Son cosas que no se olvidan. Después, en la peña, me convidó a café, a coñac francés y a un cigarro de la Habana. Después de esto me consideré en el derecho de tenerle por amigo. Me gustaría escribir un retrato de ese hombre. Pero quizá, no lo conozco bastante todavía para hacerlo.”
En el pasaje anterior utiliza Pla la extraordinaria expresión “cigarro de la Habana”. Y lo que el tabaco de la Habana es para él, lo explica en una entrada del Cuaderno Gris, de 26 de febrero:
“Ahora que me vuelve el gusto del olfato, me encanta el olor del buen tabaco, del tabaco de la Habana, que uno puede reconocer en muchos sitios de Barcelona. A veces, pasando por la calle, os llega una bocanada de perfume de tabaco deliciosa. Fumador inveterado, mis posibilidades económicas no me permiten fumar bien. Soy un cliente de la Arrendataria muy modesto, pero precisamente porque veo esas cosas con los ojos de la imaginación las aprecio más.
El buen tabaco, sobre todo el tabaco de hoja, el cigarro, debe tener un punto de humedad. El régimen de vientos que impera en este país y en Barcelona concretamente, es un régimen de vientos del sur, sirocos y sudoestes. Estos vientos transportan un grado de humedad que puede ser antipático para los reumáticos y los propensos a las migrañas pero mantiene el tabaco en un estado admirable de conservación, de perfume y de sabor. La humedad evita que la hoja se vuelva como un pergamino, que se descascarille, que se deshoje, que crepite. Cuando hace viento del Montseny –que es la tramontana local- el tabaco, en Barcelona, no es, con mucho, tan bueno como cuando hace viento de sudoeste.
El clima de esta parte del Mediterráneo, pues, permite fumar admirablemente. No es que sea un clima capaz de convertir el tabaco malo en buen tabaco. Esto sería excesivo. Lo que hace este clima es acusar al máximo las buenas cualidades del tabaco. La hoja se mantiene densa, de una calidad de pulpa, aceitosa, como si estuviese impregnada de una ligera oleosidad, suavísima. En el fondo de los fondos del perfume del tabaco de La Habana hay un punto de algo en descomposición, un punto de la fermentación de la fibra vegetal en un sitio húmedo –casi un punto de putrefacción. En la fibra, se nota el sabor de una tierra gruesa y viva, saturada de bacterias.
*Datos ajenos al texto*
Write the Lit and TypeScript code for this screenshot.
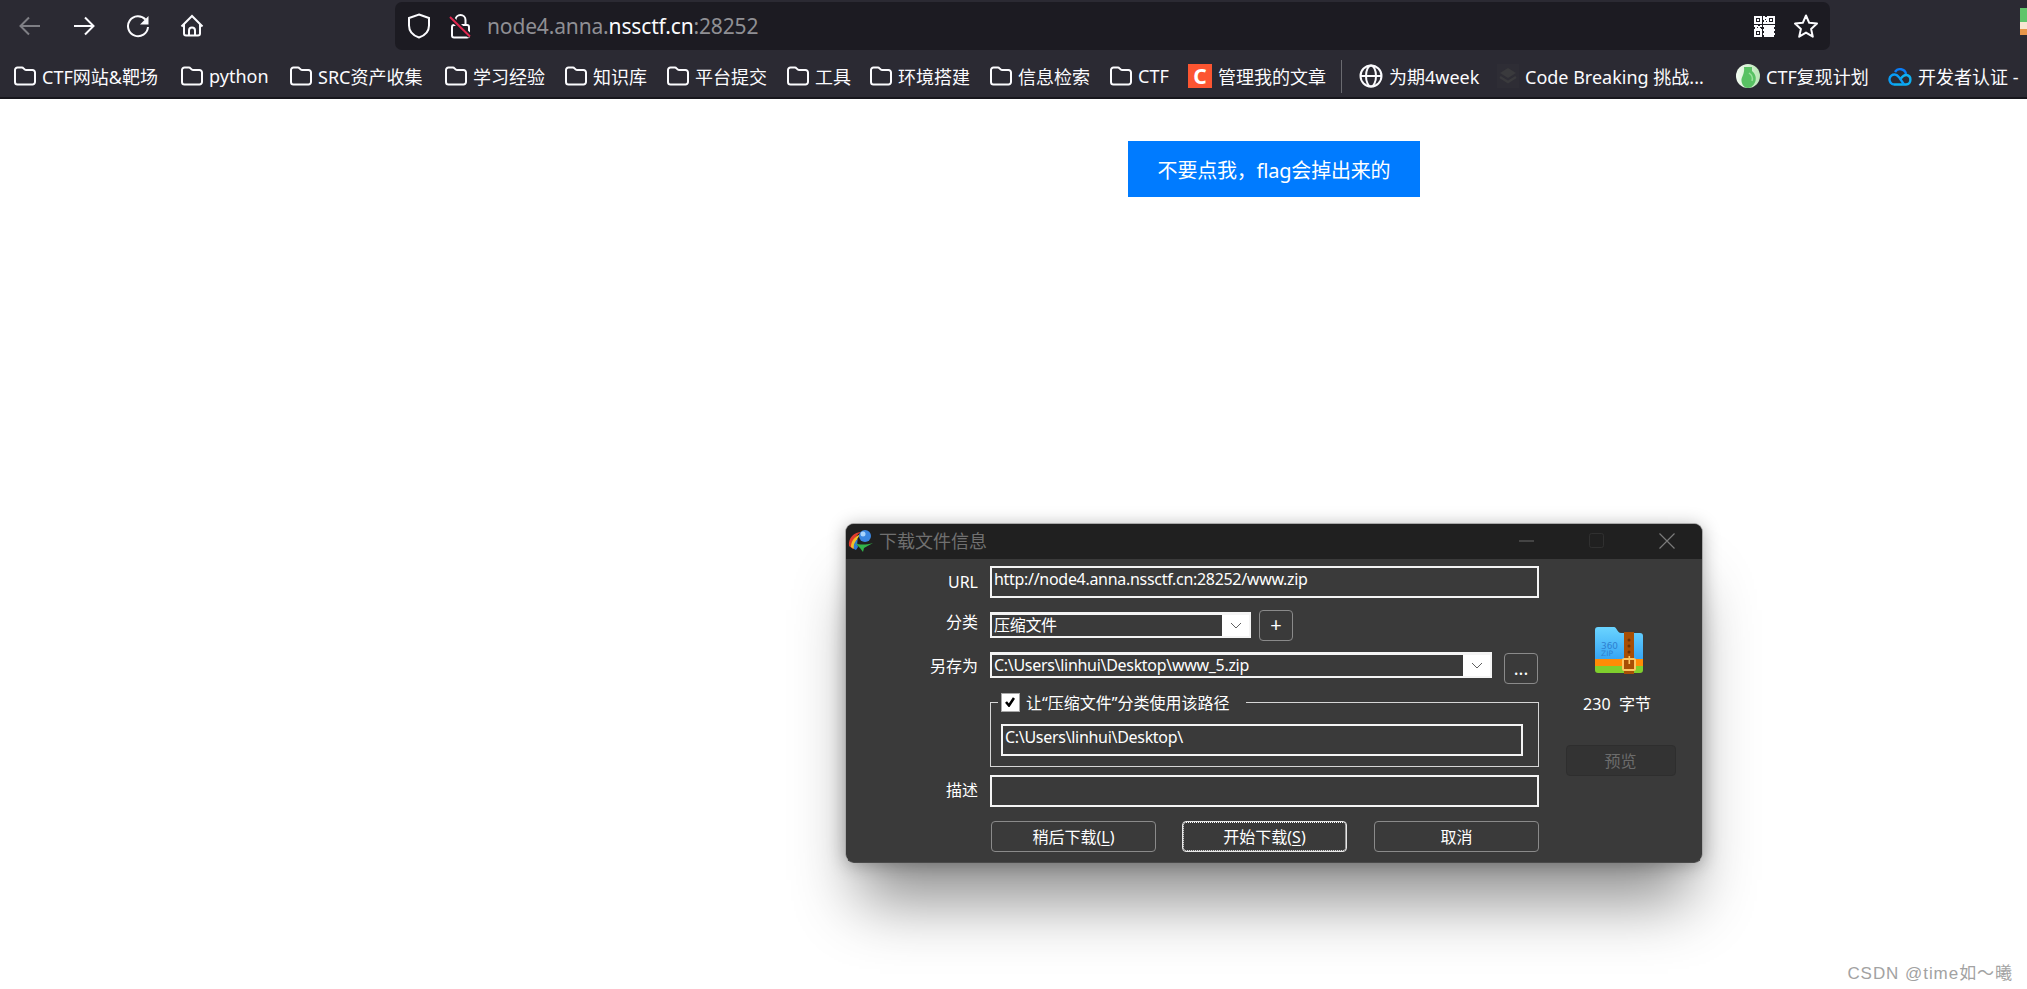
import { LitElement, html, css, svg } from "lit";
import { customElement } from "lit/decorators.js";

type Bm = { label: string; icon: string; w: number };
const BOOKMARKS: Bm[] = [
  { label: "CTF网站&靶场", icon: "folder", w: 167 },
  { label: "python", icon: "folder", w: 109 },
  { label: "SRC资产收集", icon: "folder", w: 155 },
  { label: "学习经验", icon: "folder", w: 120 },
  { label: "知识库", icon: "folder", w: 102 },
  { label: "平台提交", icon: "folder", w: 120 },
  { label: "工具", icon: "folder", w: 83 },
  { label: "环境搭建", icon: "folder", w: 120 },
  { label: "信息检索", icon: "folder", w: 120 },
  { label: "CTF", icon: "folder", w: 78 },
  { label: "管理我的文章", icon: "csdn", w: 153 },
  { label: "为期4week", icon: "globe", w: 138 },
  { label: "Code Breaking 挑战...", icon: "code", w: 239 },
  { label: "CTF复现计划", icon: "jar", w: 152 },
  { label: "开发者认证 -", icon: "cloud", w: 138 },
];

const ICONS: Record<string, unknown> = {
  folder: svg`<svg class="ic" viewBox="0 0 22 20" width="22" height="20" fill="none" stroke="#fbfbfe" stroke-width="2"><path d="M1 4a2.5 2.5 0 0 1 2.5-2.5H8c1.6 0 2 2.5 4 2.5h6.5A2.5 2.5 0 0 1 21 6.5v9.500a2.500 2.500 0 0 1-2.500 2.500h-15A2.500 2.500 0 0 1 1 16z"/></svg>`,
  csdn: html`<span class="csdn">C</span>`,
  globe: svg`<svg class="ic" viewBox="0 0 24 24" width="24" height="24" fill="none" stroke="#fbfbfe" stroke-width="2"><circle cx="12" cy="12" r="10.500"/><ellipse cx="12" cy="12" rx="5" ry="10.500"/><path d="M1.500 12h21"/></svg>`,
  code: svg`<svg class="ic" viewBox="0 0 22 24" width="22" height="24"><rect width="22" height="24" fill="#2e2d35"/><path d="M11 4l8 5-8 5-8-5z" fill="#3a3a3d"/><path d="M3 13l8 5 8-5" fill="none" stroke="#3a3a3d" stroke-width="2.500"/></svg>`,
  jar: svg`<svg class="ic" viewBox="0 0 24 24" width="24" height="24"><defs><linearGradient id="jg" x1="0" y1="0" x2="1" y2="0"><stop offset="0" stop-color="#f3fbf2"/><stop offset="1" stop-color="#b8e6b4"/></linearGradient></defs><circle cx="12" cy="12" r="12" fill="url(#jg)"/><path d="M8 3h8v4c3 2.500 4.500 6 3.500 10-1 3.500-4 7-7.500 7s-6-3-6.500-7C5 13 9 10 8 3z" fill="#58c263"/><path d="M13 9c3 2 4 5 3 8" stroke="#9be29c" stroke-width="1.500" fill="none"/></svg>`,
  cloud: svg`<svg class="ic" viewBox="0 0 24 20" width="24" height="20" fill="none" stroke-width="2.400"><path d="M7 6a6 6 0 0 1 11 2" stroke="#0a7cf5"/><path d="M6 18.500h12a4.800 4.800 0 0 0 .5-9.500c-3-.3-4.500 2-6.500 4.500" stroke="#0fb0f0"/><path d="M6 18.500a5 5 0 1 1 1-10c2.500 0 3.500 2 5 4 1.200 1.700 2.500 4 4 6" stroke="#0a9df5"/></svg>`,
};

@customElement("app-root")
export class AppRoot extends LitElement {
  static styles = css`
    :host {
      display: block;
      position: relative;
      width: 2027px;
      height: 989px;
      overflow: hidden;
      background: #fff;
      font-family: "Noto Sans", "Noto Sans CJK SC", sans-serif;
    }
    .toolbar {
      height: 48px;
      padding-top: 2px;
      padding-left: 3px;
      background: #2b2a33;
      display: flex;
      align-items: stretch;
    }
    .nav {
      width: 54px;
      display: flex;
      align-items: center;
      justify-content: center;
    }
    .urlbar {
      margin-left: 176px;
      width: 1435px;
      box-sizing: border-box;
      background: #1c1b22;
      border-radius: 7px;
      display: flex;
      align-items: center;
      padding: 0 12px;
      color: #fbfbfe;
    }
    .url {
      margin-left: 16px;
      font-size: 21px;
      letter-spacing: -0.15px;
      color: #8f8f94;
      flex: 1;
      white-space: nowrap;
    }
    .url b {
      font-weight: 400;
      color: #fbfbfe;
    }
    .lock {
      margin-left: 18px;
    }
    .qr {
      margin-right: 19px;
    }
    .avatar {
      margin-left: auto;
      align-self: flex-start;
      margin-top: 6px;
    }
    .bookmarks {
      height: 42px;
      padding: 5px 0 0 14px;
      background: #2b2a33;
      border-bottom: 2px solid #17161c;
      display: flex;
      align-items: center;
      color: #fbfbfe;
      font-size: 18px;
      white-space: nowrap;
      overflow: hidden;
    }
    .bm {
      display: flex;
      align-items: center;
      gap: 6px;
      flex: none;
    }
    .ic {
      flex: none;
    }
    .csdn {
      width: 24px;
      height: 24px;
      background: #fc5531;
      color: #fff;
      font: 700 21px/24px "Noto Sans", sans-serif;
      text-align: center;
      flex: none;
    }
    .sep {
      width: 1px;
      height: 33px;
      background: #6a6a70;
      margin-right: 17px;
      flex: none;
    }
    .page {
      padding: 42px 0 0 1128px;
    }
    .cta {
      display: block;
      width: 292px;
      height: 56px;
      border: 0;
      padding: 0;
      background: #007bff;
      color: #fff;
      font: 400 20px "Noto Sans", "Noto Sans CJK SC", sans-serif;
      letter-spacing: -0.2px;
    }
    .dialog {
      position: absolute;
      left: 845px;
      top: 523px;
      width: 858px;
      height: 340px;
      box-sizing: border-box;
      border: 1px solid #a9a9a9;
      border-bottom-color: #4a4a4a;
      border-radius: 9px;
      overflow: hidden;
      background: #3a3a3a;
      color: #fff;
      font-size: 16px;
      display: flex;
      flex-direction: column;
    }
    .shadow {
      position: absolute;
      left: 845px;
      top: 523px;
      width: 858px;
      height: 340px;
      border-radius: 9px;
      box-shadow: 0 52px 60px -14px rgba(0, 0, 0, 0.44), 0 2px 18px rgba(0, 0, 0, 0.28);
    }
    .title {
      height: 35px;
      box-sizing: border-box;
      padding-bottom: 2px;
      flex: none;
      background: #202020;
      display: flex;
      align-items: center;
      color: #707070;
      font-size: 18px;
    }
    .title .logo {
      margin: 0 5px 0 2px;
    }
    .title .name {
      flex: 1;
      margin-bottom: 1px;
    }
    .wc {
      width: 70px;
      display: flex;
      align-items: center;
      justify-content: center;
    }
    .body {
      flex: 1;
      display: flex;
    }
    .form {
      width: 693px;
      flex: none;
      padding-top: 7px;
      display: flex;
      flex-direction: column;
    }
    .row {
      display: grid;
      grid-template-columns: 132px 1fr;
      column-gap: 12px;
      align-items: start;
    }
    .lab {
      text-align: right;
      line-height: 32px;
    }
    .lab.up {
      line-height: 26px;
    }
    .lab.nudge {
      padding-top: 1px;
    }
    .lab.lift {
      margin-top: -1px;
    }
    .mt12 { margin-top: 12px; }
    .mt11 { margin-top: 11px; }
    .mt8 { margin-top: 8px; }
    .mt14 { margin-top: 14px; }
    .input {
      box-sizing: border-box;
      height: 32px;
      border: 2px solid #f4f4f4;
      padding: 0 2px;
      line-height: 22px;
      font-size: 16px;
      white-space: nowrap;
      letter-spacing: -0.3px;
    }
    .ctl {
      display: flex;
      align-items: flex-start;
    }
    .select {
      box-sizing: border-box;
      display: flex;
      background: #fff;
      border: 2px solid #f4f4f4;
      border-top-width: 3px;
      flex: none;
    }
    .select .val {
      flex: 1;
      background: #3a3a3a;
      padding-left: 2px;
      line-height: 21px;
      white-space: nowrap;
      letter-spacing: -0.3px;
    }
    .select .arrow {
      display: flex;
      align-items: center;
      justify-content: center;
      width: 27px;
    }
    .cat { width: 261px; height: 26px; margin-top: 2px; }
    .save { width: 502px; height: 26px; }
    .btn {
      box-sizing: border-box;
      background: #3a3a3a;
      border: 1px solid #8a8a8a;
      border-radius: 4px;
      color: #fff;
      font: 400 16px "Noto Sans", "Noto Sans CJK SC", sans-serif;
      padding: 0 0 2px;
      display: block;
      height: 31px;
    }
    .small { width: 34px; }
    .plus { margin-left: 8px; font-size: 20px; line-height: 26px; }
    .dots { margin-left: 12px; margin-top: 1px; line-height: 22px; font-size: 18px; }
    .group {
      margin-top: 10px;
      height: 65px;
      box-sizing: border-box;
      border: 1px solid #d6d6d6;
      position: relative;
      padding: 21px 15px 0 10px;
    }
    .legend {
      position: absolute;
      left: 7px;
      top: -11px;
      height: 20px;
      background: #3a3a3a;
      padding: 0 16px 0 3px;
      display: flex;
      align-items: center;
      gap: 6px;
      white-space: nowrap;
      font-size: 16px;
    }
    .check {
      width: 19px;
      height: 19px;
      background: #fff;
      border: 1px solid #a8a8a8;
      box-sizing: border-box;
      flex: none;
      display: flex;
      align-items: center;
      padding-left: 3px;
    }
    .actions {
      padding-left: 145px;
      display: flex;
      gap: 26px;
    }
    .actions .btn {
      width: 165px;
    }
    .actions .btn:nth-child(3) {
      margin-left: 1px;
    }
    .actions u {
      text-underline-offset: 2px;
    }
    .focus {
      border-color: #e8e8e8;
      outline: 1px dotted #fff;
      outline-offset: -2px;
    }
    .side {
      flex: 1;
      display: flex;
      flex-direction: column;
      align-items: center;
      padding-top: 68px;
    }
    .side .zip {
      margin-right: 4px;
    }
    .size {
      margin-top: 19px;
      margin-right: 7px;
      line-height: 22px;
      white-space: pre;
    }
    .preview {
      margin-top: 30px;
      width: 110px;
      height: 31px;
      background: #333;
      border-color: #2e2e2e;
      color: #6c6c6c;
    }
    .mark {
      position: absolute;
      right: 14px;
      top: 959px;
      color: #a2a2a2;
      font: 400 17px "Liberation Sans", "Noto Sans CJK SC", sans-serif;
      letter-spacing: 0.95px;
      white-space: nowrap;
    }
  `;

  private qr() {
    const cells = [
      [9, 0], [11, 1], [9, 2], [12, 3], [10, 4], [9, 6], [11, 6],
      [0, 9], [2, 9], [4, 10], [6, 9], [1, 11], [5, 12], [3, 12],
      [9, 9], [11, 9], [13, 9], [15, 9], [17, 9], [19, 9],
      [10, 11], [12, 11], [14, 11], [16, 11], [18, 11],
      [9, 13], [11, 13], [13, 13], [15, 13], [17, 13], [19, 13],
      [10, 15], [12, 15], [14, 15], [16, 15], [18, 15],
      [9, 17], [11, 17], [13, 17], [15, 17], [17, 17], [19, 17],
      [10, 19], [12, 19], [14, 19], [16, 19], [18, 19],
    ];
    return svg`<svg class="qr" viewBox="0 0 21 21" width="21" height="21" fill="#fbfbfe">
      ${[[0, 0], [13, 0], [0, 13]].map(
        ([x, y]) => svg`<path fill-rule="evenodd" d="M${x} ${y}h8v8h-8zM${x + 2} ${y + 2}v4h4v-4z"/><rect x="${x + 3}" y="${y + 3}" width="2" height="2"/>`
      )}
      ${cells.map(([x, y]) => svg`<rect x="${x}" y="${y}" width="2" height="2"/>`)}
    </svg>`;
  }

  render() {
    return html`
      <div class="toolbar">
        <div class="nav">
          <svg viewBox="0 0 24 24" width="24" height="24" fill="none" stroke="#7f7f85" stroke-width="2"><path d="M22 12H3M11 3.500 2.500 12l8.500 8.500"/></svg>
        </div>
        <div class="nav">
          <svg viewBox="0 0 24 24" width="24" height="24" fill="none" stroke="#fbfbfe" stroke-width="2"><path d="M2 12h19M13 3.500l8.500 8.500-8.500 8.500"/></svg>
        </div>
        <div class="nav">
          <svg viewBox="0 0 24 24" width="24" height="24" fill="none" stroke="#fbfbfe" stroke-width="2"><path d="M19.500 5.500A10 10 0 1 0 22 13"/><path d="M22.500 2v8.500H14z" fill="#fbfbfe" stroke="none"/></svg>
        </div>
        <div class="nav">
          <svg viewBox="0 0 24 24" width="24" height="24" fill="none" stroke="#fbfbfe" stroke-width="2"><path d="M1.500 12.500 12 2l10.500 10.500"/><path d="M4 10v9.500a2 2 0 0 0 2 2h12a2 2 0 0 0 2-2V10"/><path d="M9 21.500v-5a3 3 0 0 1 6 0v5"/></svg>
        </div>
        <div class="urlbar">
          <svg viewBox="0 0 24 26" width="24" height="26" fill="none" stroke="#fbfbfe" stroke-width="2"><path d="M12 1.500 22 5v7.500c0 6-4 10-10 12-6-2-10-6-10-12V5z"/></svg>
          <svg class="lock" viewBox="0 0 22 26" width="22" height="26" fill="none" stroke="#fbfbfe" stroke-width="2"><path d="M6.500 12V7a5 5 0 0 1 10 0v5"/><rect x="3" y="12" width="17" height="12.500" rx="2"/><path d="M0 3l21 20" stroke="#1c1b22" stroke-width="5"/><path d="M1 4l20 19.500" stroke="#e22850" stroke-width="2"/></svg>
          <div class="url">node4.anna.<b>nssctf.cn</b>:28252</div>
          ${this.qr()}
          <svg viewBox="0 0 24 24" width="24" height="24" fill="none" stroke="#fbfbfe" stroke-width="2" stroke-linejoin="round"><path d="M12 1.500l3.200 7.300 7.800.8-5.900 5.300 1.700 7.800L12 18.600l-6.800 4.100 1.700-7.800L1 9.600l7.800-.8z"/></svg>
        </div>
        <svg class="avatar" viewBox="0 0 7 27" width="7" height="27"><rect width="7" height="14" fill="#5fc56b"/><rect y="14" width="7" height="7" fill="#f7e6d2"/><rect y="21" width="7" height="6" fill="#e8964a"/></svg>
      </div>
      <div class="bookmarks">
        ${BOOKMARKS.map(
          (b) => html`
            ${b.icon === "globe" ? html`<div class="sep"></div>` : ""}
            <div class="bm" style="width:${b.w}px">
              ${ICONS[b.icon]}<span class="t">${b.label}</span>
            </div>
          `
        )}
      </div>
      <div class="page">
        <button class="cta">不要点我，flag会掉出来的</button>
      </div>

      <div class="shadow"></div>
      <div class="dialog">
        <div class="title">
          <svg class="logo" viewBox="0 0 26 24" width="26" height="24">
            <path d="M1 17C0 9 6 3 14 3 9 5 6 9 6 14l-1 6z" fill="#e23b2c"/>
            <path d="M3 18C3 12 7 7 13 5c-3 3-5 6-5 10l-2 5z" fill="#f0c02a"/>
            <path d="M6 20c-1-4 1-8 4-10-1 3-1 5 0 8l-2 3z" fill="#2f7ad6"/>
            <circle cx="17" cy="7" r="6" fill="#3a86e0"/>
            <circle cx="15" cy="5" r="2.500" fill="#a9d4fb"/>
            <path d="M7 14c4 2 11 2 18 0l-9 5-1 4-3-4z" fill="#32b44a"/>
          </svg>
          <span class="name">下载文件信息</span>
          <div class="wc"><svg width="16" height="16"><path d="M0 8h15" stroke="#686868"/></svg></div>
          <div class="wc"><svg width="16" height="16" fill="none"><rect x=".5" y=".5" width="14" height="14" rx="2" stroke="#303030"/></svg></div>
          <div class="wc"><svg width="16" height="16" fill="none" stroke="#7a7a7a" stroke-width="1.200"><path d="M.5.5l15 15M15.500.5l-15 15"/></svg></div>
        </div>
        <div class="body">
          <div class="form">
            <div class="row">
              <div class="lab">URL</div>
              <div class="input">http://node4.anna.nssctf.cn:28252/www.zip</div>
            </div>
            <div class="row mt12">
              <div class="lab up lift">分类</div>
              <div class="ctl">
                <div class="select cat">
                  <div class="val">压缩文件</div>
                  <div class="arrow"><svg width="12" height="8" fill="none" stroke="#606060"><path d="M1 1l5 5 5-5"/></svg></div>
                </div>
                <button class="btn small plus">+</button>
              </div>
            </div>
            <div class="row mt11">
              <div class="lab up nudge">另存为</div>
              <div class="ctl">
                <div class="select save">
                  <div class="val">C:\\Users\\linhui\\Desktop\\www_5.zip</div>
                  <div class="arrow"><svg width="12" height="8" fill="none" stroke="#606060"><path d="M1 1l5 5 5-5"/></svg></div>
                </div>
                <button class="btn small dots">...</button>
              </div>
            </div>
            <div class="row mt8">
              <div></div>
              <div class="group">
                <div class="legend">
                  <div class="check"><svg width="10" height="10"><path d="M1 5l3 3.500L9 1" fill="none" stroke="#000" stroke-width="2.600"/></svg></div>
                  <span>让“压缩文件”分类使用该路径</span>
                </div>
                <div class="input">C:\\Users\\linhui\\Desktop\\</div>
              </div>
            </div>
            <div class="row mt8">
              <div class="lab lift">描述</div>
              <div class="input"></div>
            </div>
            <div class="actions mt14">
              <button class="btn">稍后下载(<u>L</u>)</button>
              <button class="btn focus">开始下载(<u>S</u>)</button>
              <button class="btn">取消</button>
            </div>
          </div>
          <div class="side">
            <svg class="zip" viewBox="0 0 48 47" width="48" height="47">
              <defs>
                <linearGradient id="zb" x1="0" y1="0" x2="0" y2="1"><stop offset="0" stop-color="#6ad4ff"/><stop offset="1" stop-color="#35a4f4"/></linearGradient>
              </defs>
              <path d="M0 3a3 3 0 0 1 3-3h16c3 0 3 6 7 6h19a3 3 0 0 1 3 3v24H0z" fill="url(#zb)"/>
              <rect y="32" width="48" height="8" fill="#ff8c06"/>
              <path d="M0 39h48v4a3 3 0 0 1-3 3H3a3 3 0 0 1-3-3z" fill="#7fcf2d"/>
              <text x="6" y="22" font-family="DejaVu Sans, sans-serif" font-size="8" fill="#2f80d0" textLength="17" lengthAdjust="spacingAndGlyphs">360</text>
              <text x="6" y="29" font-family="DejaVu Sans, sans-serif" font-size="7.500" fill="#2f80d0" textLength="12" lengthAdjust="spacingAndGlyphs">ZIP</text>
              <rect x="29" y="5" width="10" height="42" fill="#a84f05"/>
              <circle cx="34" cy="13" r="1.500" fill="#6e3203"/>
              <circle cx="34" cy="19" r="1.500" fill="#6e3203"/>
              <circle cx="34" cy="25" r="1.500" fill="#6e3203"/>
              <rect x="28" y="32" width="12" height="11" rx="1" fill="none" stroke="#fdc663" stroke-width="2"/>
              <rect x="33.500" y="29" width="1.600" height="8" fill="#fdc663"/>
            </svg>
            <div class="size">230  字节</div>
            <button class="btn preview">预览</button>
          </div>
        </div>
      </div>
      <div class="mark">CSDN @time如～曦</div>
    `;
  }
}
Hay personas que aprecian el perfume del tabaco, sobre todo, al aire libre. Dentro de un salón, yo lo encuentro exquisito. La visión de una señora o de un grupo de señoras agradables a través del perfume y del humo del tabaco de La Habana, contribuye a hacer pasar la vida.”
Bueno, yo creo que después de esto de Pla no queda más que cerrar aquí el artículo (cualquiera se atreve a añadir algo), sentarse, encender el cigarro y fumar tranquilo.